Owing to abundant rainfall last year, almost all the dams brimmed with water in the state leading to a good crop of millets, paddy and maize. However, farmers told IANS that even though the produce was good, the presence of deer and wild boars have led to the destruction of these crops.
K. Krishnasamy, a farmer in Perambalur, told IANS, "I had sown millets in a four-acre farm and it was a good crop. However, wild deer that forayed into my field at night destroyed the crops. More than half of the millets have been destroyed by the deer and at times wild boar. I have already complained to the forest department and officials are expected to reach my farm and conduct an inspection. I am expecting compensation from the state government regarding this."
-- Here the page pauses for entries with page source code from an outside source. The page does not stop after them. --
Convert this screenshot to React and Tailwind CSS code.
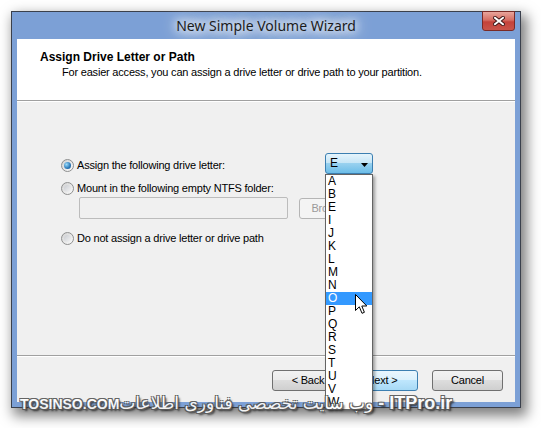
import React from "react";

const letters = ["A", "B", "E", "I", "J", "K", "L", "M", "N", "O", "P", "Q", "R", "S", "T", "U", "V", "W"];

function Radio({ checked }) {
  return (
    <span className="w-[13px] h-[13px] rounded-full border border-[#8e8f8f] bg-[linear-gradient(135deg,#d2d2d2,#fbfbfb)] flex items-center justify-center shrink-0">
      {checked ? (
        <span className="w-[7px] h-[7px] rounded-full bg-[radial-gradient(circle_at_35%_35%,#9bdcfb,#2a78b8_60%,#1b4f82)]" />
      ) : (
        <span className="w-[7px] h-[7px] rounded-full bg-[linear-gradient(135deg,#c9ccd1,#f4f4f4)]" />
      )}
    </span>
  );
}

function Combo() {
  return (
    <div className="relative w-[48px] h-[21px]">
      <div className="w-full h-full border border-[#3c7fb1] rounded-[3px] bg-[linear-gradient(#e5f4fc_0%,#c4e5f6_50%,#98d1ef_50%,#6cbde8_100%)] flex items-center pl-[4px] text-[12px] leading-[13px] text-black">
        E
        <svg className="absolute right-[5px] top-[10px]" width="7" height="4" viewBox="0 0 7 4">
          <path d="M0 0H7L3.5 4Z" fill="#000" />
        </svg>
      </div>
      <div className="absolute left-0 top-[21px] w-[48px] bg-white border border-[#646464] shadow-[2px_2px_3px_rgba(0,0,0,0.35)] z-10">
        {letters.map((l) => (
          <div
            key={l}
            className={
              l === "O"
                ? "h-[13px] leading-[13px] pl-[2px] text-[12px] bg-[#3399ff] text-white"
                : "h-[13px] leading-[13px] pl-[2px] text-[12px] text-black"
            }
          >
            {l}
          </div>
        ))}
      </div>
    </div>
  );
}

function Btn({ children, w, focus, className = "" }) {
  return (
    <div
      className={
        (focus
          ? "border-[#3c7fb1] bg-[linear-gradient(#eaf6fd_0%,#d9f0fc_50%,#bee6fd_50%,#a7d9f5_100%)] "
          : "border-[#707070] bg-[linear-gradient(#f2f2f2_0%,#ebebeb_50%,#dddddd_50%,#cfcfcf_100%)] ") +
        "h-[21px] border rounded-[3px] flex items-center justify-center text-[11px] tracking-[-0.2px] text-black " +
        w +
        " " +
        className
      }
    >
      {children}
    </div>
  );
}

export default function App() {
  return (
    <div className="relative w-[541px] h-[428px] bg-white overflow-hidden pt-[11px] pl-[11px] font-['Liberation_Sans',Arial,sans-serif]">
      {/* window */}
      <div className="relative w-[510px] h-[397px] border border-[#3a404c] bg-[#7ca0d6] shadow-[4px_6px_12px_2px_rgba(0,0,0,0.5)] flex flex-col">
        {/* title bar */}
        <div className="relative h-[27px] flex items-center justify-center">
          <span className="font-['Noto_Sans',sans-serif] text-[14px] text-[#1b1b1b] [text-shadow:0_0_8px_#fff,0_0_12px_#fff,0_0_16px_#fff,0_0_20px_#ffffff]">
            New Simple Volume Wizard
          </span>
          <div className="absolute right-[5px] top-[-1px] w-[33px] h-[20px] border border-[#7a2a26] rounded-b-[3px] bg-[linear-gradient(#e8a59c_0%,#d66d62_45%,#c4423a_55%,#c9544a_100%)] flex items-center justify-center">
            <svg width="12" height="10" viewBox="0 0 12 10">
              <path d="M2 1.8L10 8.2M10 1.8L2 8.2" stroke="#3b1414" strokeWidth="3.8" strokeLinecap="square" />
              <path d="M2 1.8L10 8.2M10 1.8L2 8.2" stroke="#ffffff" strokeWidth="2" strokeLinecap="square" />
            </svg>
          </div>
        </div>

        {/* client */}
        <div className="flex-1 mx-[5px] mb-[5px] bg-[#f0f0f0] flex flex-col text-[11px] leading-[13px] tracking-[-0.2px] text-black">
          {/* header */}
          <div className="h-[62px] bg-white border-b border-[#a0a0a0] pl-[23px] pt-[12px]">
            <div className="text-[12px] font-bold tracking-normal">Assign Drive Letter or Path</div>
            <div className="mt-[2px] pl-[22px]">
              For easier access, you can assign a drive letter or drive path to your partition.
            </div>
          </div>
          <div className="h-px bg-white" />

          {/* body */}
          <div className="flex-1">
            <div className="mt-[51px] pl-[44px] flex items-start">
              <div className="mt-[6px] w-[264px] h-[13px] flex items-center">
                <Radio checked />
                <span className="ml-[3px]">Assign the following drive letter:</span>
              </div>
              <Combo />
            </div>
            <div className="mt-[8px] pl-[44px] h-[13px] flex items-center">
              <Radio />
              <span className="ml-[3px]">Mount in the following empty NTFS folder:</span>
            </div>
            <div className="mt-[2px] pl-[62px] flex items-start">
              <div className="w-[209px] h-[22px] border border-[#bcbcbc] rounded-[2px] bg-[#f0f0f0]" />
              <div className="ml-[11px] mt-[1px] w-[74px] h-[21px] border border-[#b5b5b5] rounded-[3px] bg-[#f4f4f4] flex items-center justify-center pr-[5px] text-[#9a9a9a]">
                Browse...
              </div>
            </div>
            <div className="mt-[13px] pl-[44px] h-[13px] flex items-center">
              <Radio />
              <span className="ml-[3px]">Do not assign a drive letter or drive path</span>
            </div>
          </div>

          {/* footer */}
          <div className="h-[47px] border-t border-[#a0a0a0]">
            <div className="h-px bg-white" />
            <div className="pt-[13px] pr-[12px] flex justify-end">
              <Btn w="w-[72px]">&lt; Back</Btn>
              <Btn w="w-[72px]" focus className="ml-[2px]">Next &gt;</Btn>
              <Btn w="w-[71px]" className="ml-[14px]">Cancel</Btn>
            </div>
          </div>
        </div>
      </div>

      {/* mouse cursor */}
      <svg className="absolute left-[355px] top-[294px] z-20" width="13" height="21" viewBox="0 0 13 21">
        <path d="M0.5 0.5V16.5L4.3 12.8L7 19.3L9.4 18.3L6.8 12H11.8Z" fill="#fff" stroke="#000" strokeWidth="1" strokeLinejoin="miter" />
      </svg>

      {/* watermark */}
      <div className="absolute left-[20px] top-[395px] z-30 flex items-baseline text-white opacity-90 [text-shadow:-1px_-1px_0_#555,1px_-1px_0_#555,-1px_1px_0_#555,1px_1px_0_#555,2px_2px_2px_#222]">
        <span className="text-[14px] leading-[16px] font-bold">TOSINSO.COM</span>
        <span dir="rtl" className="font-['DejaVu_Sans',sans-serif] text-[17px] leading-[16px]">
          وب سایت تخصصی فناوری اطلاعات
        </span>
        <span className="text-[18px] leading-[16px] font-bold ml-[5px]">- ITPro.ir</span>
      </div>
    </div>
  );
}
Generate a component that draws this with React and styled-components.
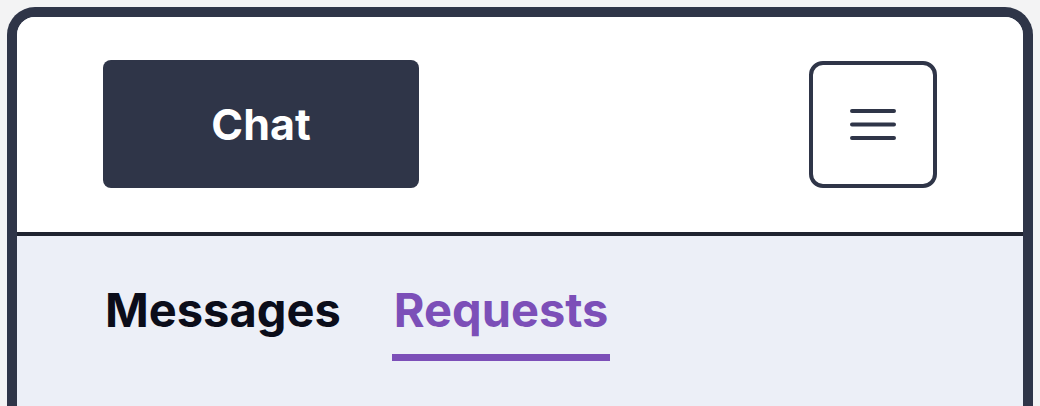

Farmers want the forest department to help them in electric fencing of the farms. However, forest department is reluctant as after the death of wild elephants due to electrocution in Salem district recently, there have been complaints that the Tamil Nadu Generation and Distribution company (Tangedco) is not properly conducting inspection of these fences and that the high power passing through these fences have led to the death of wild animals including elephants.
Periyakaruppan, a farmer at Salem, said, "The state forest department has to do something to prevent the wild animals from entering our fields and destroying our crops. Providing compensation is one thing and preventing the destruction of crops is another."
With the menace of wild animals foraying into the fields continuing and the human- animal conflict reaching its peak, the farmers are urging the forest department to provide them security and to preserve the crops.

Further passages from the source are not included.